The next thing you notice is how much you take language for granted. Some countries are luckier than others: Brazil, China and Russia have high literacy rates, relatively homogenous populations and standardized languages/dialects. Each language has its own sound and rhythm: from the dancing vowels of Portuguese to the syncopated consonants of Russian to the whining singsong of Mandarin. On the other hand, India is a miniature United Nations within itself: each region has a different religion, ethnicity, cuisine and unrelated language. Ironically, this means that English has become the most popular "bridging" language in India out of all the BRICs, which results in surprising ease for English-speakers to survive in India.

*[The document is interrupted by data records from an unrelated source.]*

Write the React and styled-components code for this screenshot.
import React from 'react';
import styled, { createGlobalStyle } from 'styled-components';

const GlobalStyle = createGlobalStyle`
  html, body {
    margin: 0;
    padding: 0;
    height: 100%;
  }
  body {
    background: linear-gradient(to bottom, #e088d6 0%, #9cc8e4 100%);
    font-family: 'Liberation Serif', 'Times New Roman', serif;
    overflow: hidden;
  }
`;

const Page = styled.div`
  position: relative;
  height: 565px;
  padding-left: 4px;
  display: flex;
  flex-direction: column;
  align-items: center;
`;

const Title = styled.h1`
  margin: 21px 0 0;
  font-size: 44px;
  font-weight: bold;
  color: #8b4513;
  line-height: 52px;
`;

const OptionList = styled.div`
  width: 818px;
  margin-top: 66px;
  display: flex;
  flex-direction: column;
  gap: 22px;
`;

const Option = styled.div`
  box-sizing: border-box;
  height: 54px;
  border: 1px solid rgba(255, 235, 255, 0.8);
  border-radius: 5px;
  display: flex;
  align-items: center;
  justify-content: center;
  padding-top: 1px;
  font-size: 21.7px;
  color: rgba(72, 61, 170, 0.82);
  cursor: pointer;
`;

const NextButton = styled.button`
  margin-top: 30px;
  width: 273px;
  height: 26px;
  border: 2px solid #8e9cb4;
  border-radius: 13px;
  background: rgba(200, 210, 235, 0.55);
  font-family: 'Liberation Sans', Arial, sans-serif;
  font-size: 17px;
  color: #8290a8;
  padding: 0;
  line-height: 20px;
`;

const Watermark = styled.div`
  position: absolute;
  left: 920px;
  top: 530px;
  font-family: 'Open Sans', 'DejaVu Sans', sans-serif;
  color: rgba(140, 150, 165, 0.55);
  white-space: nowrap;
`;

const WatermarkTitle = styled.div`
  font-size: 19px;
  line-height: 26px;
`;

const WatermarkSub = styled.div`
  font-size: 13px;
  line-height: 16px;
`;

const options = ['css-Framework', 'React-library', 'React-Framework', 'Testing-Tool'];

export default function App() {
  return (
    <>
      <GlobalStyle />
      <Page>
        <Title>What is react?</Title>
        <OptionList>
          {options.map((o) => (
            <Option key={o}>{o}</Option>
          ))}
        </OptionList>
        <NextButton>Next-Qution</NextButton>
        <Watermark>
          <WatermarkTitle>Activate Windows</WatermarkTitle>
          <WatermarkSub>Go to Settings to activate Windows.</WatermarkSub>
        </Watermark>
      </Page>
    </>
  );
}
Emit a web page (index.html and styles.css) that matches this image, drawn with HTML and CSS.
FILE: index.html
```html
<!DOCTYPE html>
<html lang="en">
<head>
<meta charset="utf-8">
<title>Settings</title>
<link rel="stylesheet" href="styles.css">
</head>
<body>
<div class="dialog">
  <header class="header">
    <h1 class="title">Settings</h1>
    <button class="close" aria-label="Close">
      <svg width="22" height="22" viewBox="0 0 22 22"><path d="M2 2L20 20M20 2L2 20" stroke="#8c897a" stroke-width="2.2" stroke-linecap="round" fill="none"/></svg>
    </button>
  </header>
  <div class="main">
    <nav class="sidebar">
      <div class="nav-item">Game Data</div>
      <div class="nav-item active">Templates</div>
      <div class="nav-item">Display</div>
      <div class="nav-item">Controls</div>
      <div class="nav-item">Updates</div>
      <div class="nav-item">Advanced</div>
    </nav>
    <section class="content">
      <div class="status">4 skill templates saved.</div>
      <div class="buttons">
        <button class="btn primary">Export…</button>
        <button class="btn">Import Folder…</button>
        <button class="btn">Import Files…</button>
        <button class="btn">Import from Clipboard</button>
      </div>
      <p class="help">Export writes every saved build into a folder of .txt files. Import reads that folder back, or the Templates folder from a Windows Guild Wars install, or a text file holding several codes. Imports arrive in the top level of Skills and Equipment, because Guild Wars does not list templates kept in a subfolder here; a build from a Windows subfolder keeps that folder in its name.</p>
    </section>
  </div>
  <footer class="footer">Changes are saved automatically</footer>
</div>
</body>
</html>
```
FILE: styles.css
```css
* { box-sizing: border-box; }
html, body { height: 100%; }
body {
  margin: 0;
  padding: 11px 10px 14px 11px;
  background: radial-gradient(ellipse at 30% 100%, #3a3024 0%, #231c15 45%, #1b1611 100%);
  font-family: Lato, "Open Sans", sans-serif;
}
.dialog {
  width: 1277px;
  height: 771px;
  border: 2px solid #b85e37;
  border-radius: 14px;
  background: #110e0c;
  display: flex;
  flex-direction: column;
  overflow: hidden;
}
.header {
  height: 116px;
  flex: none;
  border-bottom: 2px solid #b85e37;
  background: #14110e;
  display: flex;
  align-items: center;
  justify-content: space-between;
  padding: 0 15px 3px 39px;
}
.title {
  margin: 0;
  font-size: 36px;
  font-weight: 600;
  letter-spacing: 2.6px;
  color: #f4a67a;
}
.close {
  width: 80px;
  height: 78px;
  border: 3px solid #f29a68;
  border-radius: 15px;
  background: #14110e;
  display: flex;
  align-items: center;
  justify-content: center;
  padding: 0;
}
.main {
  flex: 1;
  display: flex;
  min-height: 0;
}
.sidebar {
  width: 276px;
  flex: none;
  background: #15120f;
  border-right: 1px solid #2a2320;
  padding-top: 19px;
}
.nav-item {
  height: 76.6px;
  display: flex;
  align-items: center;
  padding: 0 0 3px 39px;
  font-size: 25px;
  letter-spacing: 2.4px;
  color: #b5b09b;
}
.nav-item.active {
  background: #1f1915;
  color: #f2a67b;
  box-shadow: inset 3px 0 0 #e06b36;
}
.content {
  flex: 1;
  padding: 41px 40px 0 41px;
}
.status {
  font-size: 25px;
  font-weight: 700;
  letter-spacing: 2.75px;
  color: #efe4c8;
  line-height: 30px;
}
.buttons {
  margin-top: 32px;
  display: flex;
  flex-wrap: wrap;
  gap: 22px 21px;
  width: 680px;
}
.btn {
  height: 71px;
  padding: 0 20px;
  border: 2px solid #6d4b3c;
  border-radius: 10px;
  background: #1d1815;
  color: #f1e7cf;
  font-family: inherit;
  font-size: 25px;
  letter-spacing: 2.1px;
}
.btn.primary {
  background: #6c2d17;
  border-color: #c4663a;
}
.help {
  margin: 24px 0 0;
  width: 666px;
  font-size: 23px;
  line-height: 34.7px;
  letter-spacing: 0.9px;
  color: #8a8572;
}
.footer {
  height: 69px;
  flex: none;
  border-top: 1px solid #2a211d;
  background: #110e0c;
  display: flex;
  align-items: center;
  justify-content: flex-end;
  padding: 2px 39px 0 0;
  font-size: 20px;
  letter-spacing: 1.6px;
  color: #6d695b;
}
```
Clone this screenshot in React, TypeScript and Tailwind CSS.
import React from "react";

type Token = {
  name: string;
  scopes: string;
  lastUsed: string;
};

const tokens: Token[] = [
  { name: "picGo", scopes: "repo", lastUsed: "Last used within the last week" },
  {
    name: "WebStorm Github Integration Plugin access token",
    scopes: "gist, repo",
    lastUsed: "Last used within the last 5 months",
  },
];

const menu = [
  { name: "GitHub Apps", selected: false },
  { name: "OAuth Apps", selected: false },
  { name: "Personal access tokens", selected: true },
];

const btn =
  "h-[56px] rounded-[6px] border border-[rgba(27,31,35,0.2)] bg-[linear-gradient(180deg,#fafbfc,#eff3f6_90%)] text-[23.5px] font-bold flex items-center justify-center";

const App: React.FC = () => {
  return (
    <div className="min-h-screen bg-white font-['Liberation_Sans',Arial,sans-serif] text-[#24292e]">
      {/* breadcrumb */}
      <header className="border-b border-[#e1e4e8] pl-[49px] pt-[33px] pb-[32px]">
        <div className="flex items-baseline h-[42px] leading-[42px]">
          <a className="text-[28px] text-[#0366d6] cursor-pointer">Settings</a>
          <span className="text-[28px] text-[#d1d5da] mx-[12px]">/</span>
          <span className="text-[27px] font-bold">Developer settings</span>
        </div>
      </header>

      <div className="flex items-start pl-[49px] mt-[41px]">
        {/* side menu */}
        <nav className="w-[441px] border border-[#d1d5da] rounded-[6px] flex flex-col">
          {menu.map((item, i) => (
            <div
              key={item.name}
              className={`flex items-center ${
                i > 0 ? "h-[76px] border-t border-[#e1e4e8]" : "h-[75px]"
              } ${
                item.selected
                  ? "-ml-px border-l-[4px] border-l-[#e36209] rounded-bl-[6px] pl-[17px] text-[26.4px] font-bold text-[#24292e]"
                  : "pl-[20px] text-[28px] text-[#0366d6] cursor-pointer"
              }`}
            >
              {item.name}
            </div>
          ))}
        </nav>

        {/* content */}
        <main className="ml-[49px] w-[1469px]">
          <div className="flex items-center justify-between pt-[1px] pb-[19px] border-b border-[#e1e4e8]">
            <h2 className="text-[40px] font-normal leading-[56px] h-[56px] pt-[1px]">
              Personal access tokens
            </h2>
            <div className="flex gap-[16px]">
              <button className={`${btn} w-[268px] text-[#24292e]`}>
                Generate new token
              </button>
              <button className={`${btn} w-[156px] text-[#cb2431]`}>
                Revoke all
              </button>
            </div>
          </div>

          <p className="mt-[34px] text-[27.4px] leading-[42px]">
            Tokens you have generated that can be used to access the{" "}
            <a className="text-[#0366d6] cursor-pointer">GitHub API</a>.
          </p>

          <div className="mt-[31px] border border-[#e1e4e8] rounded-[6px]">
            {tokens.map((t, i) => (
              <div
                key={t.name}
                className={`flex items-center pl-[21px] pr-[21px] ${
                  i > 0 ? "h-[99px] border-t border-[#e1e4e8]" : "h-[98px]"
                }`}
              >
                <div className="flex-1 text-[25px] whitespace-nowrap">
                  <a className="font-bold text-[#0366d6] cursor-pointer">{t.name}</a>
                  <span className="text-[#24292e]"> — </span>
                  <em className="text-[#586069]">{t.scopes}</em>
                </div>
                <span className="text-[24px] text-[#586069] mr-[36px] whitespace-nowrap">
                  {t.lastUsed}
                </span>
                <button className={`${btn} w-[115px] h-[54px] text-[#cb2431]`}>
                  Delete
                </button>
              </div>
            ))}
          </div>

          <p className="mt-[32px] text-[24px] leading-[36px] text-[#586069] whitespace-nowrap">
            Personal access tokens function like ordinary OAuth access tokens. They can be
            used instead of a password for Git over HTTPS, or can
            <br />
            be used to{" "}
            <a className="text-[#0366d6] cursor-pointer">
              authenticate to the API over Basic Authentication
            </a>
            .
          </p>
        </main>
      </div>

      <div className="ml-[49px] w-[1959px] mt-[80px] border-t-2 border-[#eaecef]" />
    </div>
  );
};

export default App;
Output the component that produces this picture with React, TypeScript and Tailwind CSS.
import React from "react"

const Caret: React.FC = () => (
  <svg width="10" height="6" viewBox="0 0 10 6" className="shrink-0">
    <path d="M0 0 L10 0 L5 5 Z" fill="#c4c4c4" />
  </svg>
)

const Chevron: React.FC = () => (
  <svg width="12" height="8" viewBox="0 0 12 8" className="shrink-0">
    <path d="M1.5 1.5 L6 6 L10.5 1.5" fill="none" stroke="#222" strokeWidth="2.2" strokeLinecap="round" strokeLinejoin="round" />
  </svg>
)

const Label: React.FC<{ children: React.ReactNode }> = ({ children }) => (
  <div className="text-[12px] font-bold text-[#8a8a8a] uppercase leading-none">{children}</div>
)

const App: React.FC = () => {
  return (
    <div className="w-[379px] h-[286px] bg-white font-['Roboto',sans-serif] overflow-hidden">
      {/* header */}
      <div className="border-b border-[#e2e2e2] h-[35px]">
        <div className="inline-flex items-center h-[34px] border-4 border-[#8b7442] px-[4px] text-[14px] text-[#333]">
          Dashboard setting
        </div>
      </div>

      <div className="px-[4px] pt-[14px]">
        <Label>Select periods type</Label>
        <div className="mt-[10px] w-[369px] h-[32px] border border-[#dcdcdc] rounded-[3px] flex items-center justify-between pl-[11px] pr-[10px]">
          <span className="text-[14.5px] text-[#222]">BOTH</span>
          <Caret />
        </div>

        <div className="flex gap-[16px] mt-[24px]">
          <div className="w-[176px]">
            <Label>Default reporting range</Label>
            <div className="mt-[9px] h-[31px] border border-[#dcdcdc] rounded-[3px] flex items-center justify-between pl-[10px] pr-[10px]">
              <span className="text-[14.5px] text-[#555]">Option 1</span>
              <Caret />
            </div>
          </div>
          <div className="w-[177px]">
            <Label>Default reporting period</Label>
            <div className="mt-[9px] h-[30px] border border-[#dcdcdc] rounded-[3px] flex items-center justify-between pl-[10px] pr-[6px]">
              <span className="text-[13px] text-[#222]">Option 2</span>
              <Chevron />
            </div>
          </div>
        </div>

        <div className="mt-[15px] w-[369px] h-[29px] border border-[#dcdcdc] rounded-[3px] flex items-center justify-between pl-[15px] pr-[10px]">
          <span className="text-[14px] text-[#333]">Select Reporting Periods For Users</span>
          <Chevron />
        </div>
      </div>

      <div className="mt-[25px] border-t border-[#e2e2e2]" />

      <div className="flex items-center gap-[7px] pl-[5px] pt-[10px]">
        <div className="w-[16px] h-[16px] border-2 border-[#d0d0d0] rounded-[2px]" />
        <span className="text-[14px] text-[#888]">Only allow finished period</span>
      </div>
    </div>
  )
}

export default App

Finally, I have to say something about the people. There are endlessly creative and productive ways that the citizens of the aspiring world powers manifest their skills. Of course, you can observe the results of their labor in incredible megaprojects such as China's high-speed train, which has enabled millions of migrant workers to visit their hometowns on a regular basis; and Brazil-Paraguay's hydroelectric Itaipu Dam on the IguaƧu, which generates more power than the entire country of Paraguay consumes. Yet there is also the simple industriousness of the everyday citizen, which can be found by using Uber to hail a Lada driven by an ordinary Moscow resident as well as the sophisticated leather and plastic-recycling industries operated out of Indian slum-dwellers' homes. Take the brutally efficient subway in Moscow and you will never wait on the platform for more than 3 minutes (which is not something I can say in supposedly fast-paced NYC). Despite the vastly different social and economic development models, the BRICs all depend on its citizens for its resourcefulness, from whom I felt a sense of limitless and immense capability.

What you hear in the Western news about the emerging world is sometimes sensationalist or even frightening. Yes, there's poverty, bureaucratic mismanagement and even wars. However, based off my experiences with the people, I have no doubt in my mind that the BRICs are well on their way to becoming the global powerhouses of the future.